The shortage of officials has affected programs in the Rock Hill area.
If you attend a ROAR Sports soccer game in Rock Hill, you may notice a person missing — the third referee.
It’s become common for the Rock Hill area sports ministry to have two referees at soccer games instead of the typical three, said Andy Worthington, ROAR director. ROAR, a ministry of Westminster Presbyterian Church and First Baptist of Rock Hill, hosts youth sport programs, including soccer and basketball.
Worthington said there is less interest in the center referee positions because they make the most crucial calls.
“We are in great need of center referees for soccer this spring,” Worthington said. “Always one of the more challenging things with this job is finding referees who will do a good job, who know the sport and who will show up week after week.”
The state referee association attracts new referees in two entry level referee classes held in January and August, Delaney said.
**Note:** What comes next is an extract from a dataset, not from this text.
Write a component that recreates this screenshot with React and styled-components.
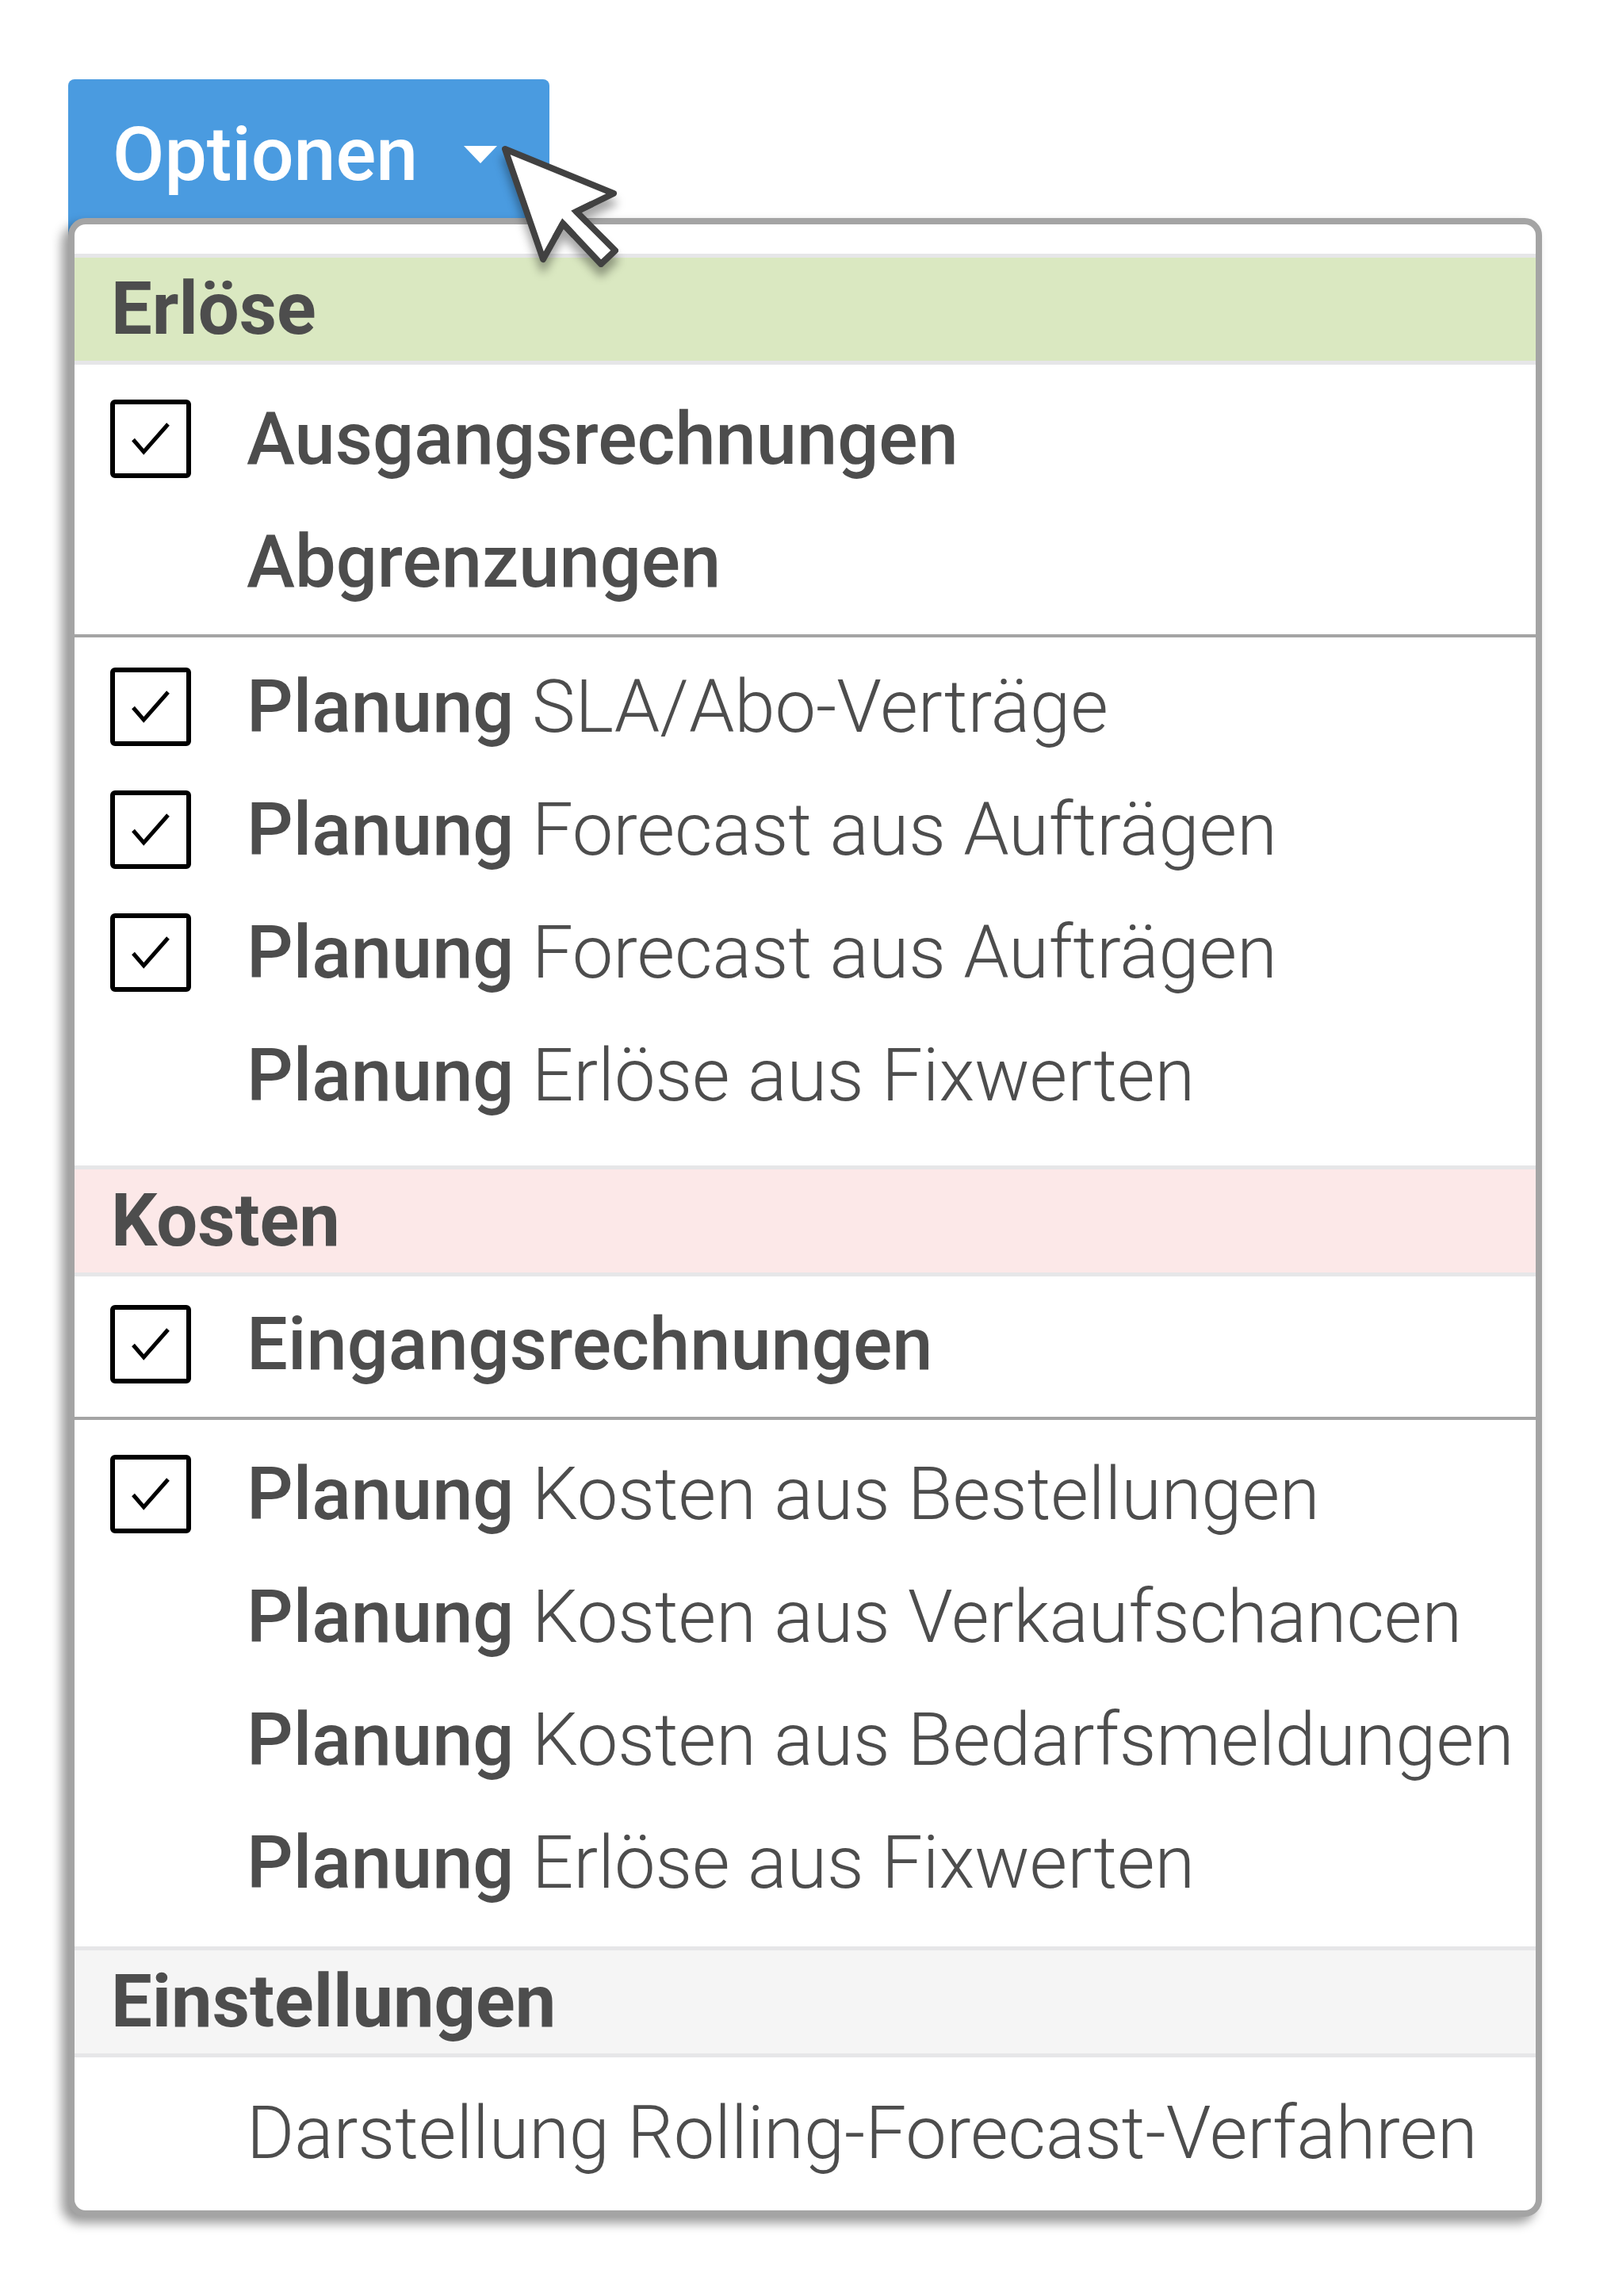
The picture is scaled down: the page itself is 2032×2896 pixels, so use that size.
import React from 'react'
import styled, { createGlobalStyle, css } from 'styled-components'

const colors = {
  blue: '#4a9be0',
  green: '#dae8c1',
  pink: '#fce8e8',
  smoke: '#f5f5f5',
  line: '#e6e6e8',
  border: '#a4a4a4',
  text: '#4d4d4d'
}

const GlobalStyle = createGlobalStyle`
  * {
    box-sizing: border-box;
  }

  body {
    background: #fff;
    color: ${colors.text};
    font-family: Roboto, 'Liberation Sans', sans-serif;
    font-size: 92px;
    margin: 0;
  }
`

const Page = styled.main`
  padding: 100px 87px 100px 86px;
`

const Toggle = styled.button`
  align-items: center;
  background: ${colors.blue};
  border: 0;
  border-radius: 8px 8px 0 0;
  color: #fff;
  display: flex;
  font: inherit;
  font-size: 95px;
  font-weight: 500;
  gap: 58px;
  line-height: 109px;
  margin: 0 0 -24px;
  padding: 40px 66px 50px 56px;
  position: relative;
`

const Caret = styled.svg`
  display: block;
  height: 22px;
  width: 42px;
`

const Cursor = styled.svg`
  filter: drop-shadow(0 12px 6px rgba(0, 0, 0, .35));
  height: 164px;
  left: 541px;
  overflow: visible;
  pointer-events: none;
  position: absolute;
  top: 78px;
  width: 156px;
  z-index: 2;
`

const Menu = styled.div`
  background: #fff;
  border: 8px solid ${colors.border};
  border-radius: 22px;
  box-shadow: -8px 8px 14px rgba(0, 0, 0, .4);
  padding: 37px 0 0;
  position: relative;
`

const Heading = styled.h2`
  background: ${p => p.$color};
  border: solid ${colors.line};
  border-width: 5px 0;
  font-size: 92px;
  font-weight: 700;
  line-height: 130px;
  margin: 0;
  padding: 0 46px;
`

const Group = styled.ul`
  list-style: none;
  margin: 0;
  padding: ${p => p.$top}px 0 ${p => p.$bottom}px;

  ${p => p.$divided && css`
    border-bottom: 4px solid ${colors.border};
  `}
`

const Option = styled.label`
  align-items: center;
  cursor: pointer;
  display: flex;
  font-weight: 300;
  gap: 70px;
  line-height: 155px;
  padding: 0 0 0 45px;
  white-space: nowrap;
`

const Strong = styled.b`
  font-weight: 500;
`

const Box = styled.span`
  display: grid;
  flex: none;
  height: 99px;
  width: 102px;

  > * {
    grid-area: 1 / 1;
  }
`

const Checkbox = styled.input`
  appearance: none;
  border: 6px solid transparent;
  border-radius: 6px;
  height: 99px;
  margin: 0;
  width: 102px;

  &:checked {
    border-color: #000;
  }

  & + svg {
    visibility: hidden;
  }

  &:checked + svg {
    visibility: visible;
  }
`

const sections = [
  {
    title: 'Erlöse',
    color: colors.green,
    groups: [
      {
        top: 16,
        bottom: 14,
        options: [
          { strong: 'Ausgangsrechnungen', checked: true },
          { strong: 'Abgrenzungen' }
        ]
      },
      {
        top: 10,
        bottom: 36,
        options: [
          { strong: 'Planung', text: 'SLA/Abo-Verträge', checked: true },
          { strong: 'Planung', text: 'Forecast aus Aufträgen', checked: true },
          { strong: 'Planung', text: 'Forecast aus Aufträgen', checked: true },
          { strong: 'Planung', text: 'Erlöse aus Fixwerten' }
        ]
      }
    ]
  },
  {
    title: 'Kosten',
    color: colors.pink,
    groups: [
      {
        top: 8,
        bottom: 14,
        options: [
          { strong: 'Eingangsrechnungen', checked: true }
        ]
      },
      {
        top: 16,
        bottom: 28,
        options: [
          { strong: 'Planung', text: 'Kosten aus Bestellungen', checked: true },
          { strong: 'Planung', text: 'Kosten aus Verkaufschancen' },
          { strong: 'Planung', text: 'Kosten aus Bedarfsmeldungen' },
          { strong: 'Planung', text: 'Erlöse aus Fixwerten' }
        ]
      }
    ]
  },
  {
    title: 'Einstellungen',
    color: colors.smoke,
    groups: [
      {
        top: 18,
        bottom: 20,
        options: [
          { text: 'Darstellung Rolling-Forecast-Verfahren' }
        ]
      }
    ]
  }
]

const MenuOption = ({ strong, text, checked }) => (
  <li>
    <Option>
      <Box>
        <Checkbox type='checkbox' defaultChecked={checked} />
        <svg viewBox='0 0 102 99' fill='none' stroke='#000' strokeWidth='5' pointerEvents='none'>
          <path d='M29 50.5 42.3 66 73 31' />
        </svg>
      </Box>
      <span>
        {strong && <Strong>{strong}</Strong>}
        {strong && text && ' '}
        {text}
      </span>
    </Option>
  </li>
)

const App = () => (
  <Page>
    <GlobalStyle />
    <Toggle type='button' aria-expanded='true'>
      Optionen
      <Caret viewBox='0 0 42 22' fill='#fff'>
        <path d='M0 0h42L21 22z' />
      </Caret>
      <Cursor viewBox='0 0 156 164' fill='#fff' stroke='#414141' strokeWidth='8'>
        <path strokeLinejoin='round' d='M10 10 147 66 100 89 149 138 131 155 83 104 58 149z' />
        {/* the two inner corners stay pointed */}
        <path fill='none' d='M120 79.2 100 89 114 103M97 118.9 83 104 73 122' />
      </Cursor>
    </Toggle>
    <Menu>
      {sections.map(({ title, color, groups }) => (
        <section key={title}>
          <Heading $color={color}>{title}</Heading>
          {groups.map(({ top, bottom, options }, i) => (
            <Group key={i} $top={top} $bottom={bottom} $divided={i < groups.length - 1}>
              {options.map((option, j) => <MenuOption key={j} {...option} />)}
            </Group>
          ))}
        </section>
      ))}
    </Menu>
  </Page>
)

export default App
He said they can get 100 new referees each year. However, he said about 50 to 75 percent choose to be recertified.
“We lose referees every year,” Delaney said.
We lose referees every year.
Bob Delaney, S.C. Referee Association
Many of the people who sign up to referee are young and are learning how to make the right calls, he said. Delaney said a SC Referee Association referee must be at least 12 years old.
“Unfortunately, because winning is everything, parents and coaches will let somebody have it because they think they deserve it,” Delaney said. “It can grind on somebody young and not firm in their decision-making process.”
During the basketball season, Worthington said ROAR sees the same five or six men, usually high school-age, referring the games, Worthington said. He said a referee recently did not show up to one of the last basketball games after serving all season.
“I think it’s due to high stress,” Worthington said. He said parent and coach comments can be “intimidating, especially for a high school student.”
Worthington said the need can be attributed, in part, to the stress of dealing with being corrected from parents and coaches during games.
“That’s going to leave a bad taste and they aren’t going to want to come back and endure that,” he said.
Chuck Preslar of Rock Hill has been referee at ROAR soccer and basketball games for two years. Preslar was a coach for more than 20 years, 10 of which he spent with ROAR. Preslar’s 14-year-old son also referees with him.
“I do it because I love sports,” he said. “I think it’s very rewarding.”
Preslar said he recognizes the roles’ challenges, though he has not personally experienced a problem.
“There’s a perception of over-involvement of parents during the game,” Preslar said. “Those instances that happen are few and far between.”
Preslar meets with coaches ahead of the season and before games to go over what is expected from them and from referees. Coaches can then relay those expectations to players.
“It helps to resolve issues before they even present themselves,” he said.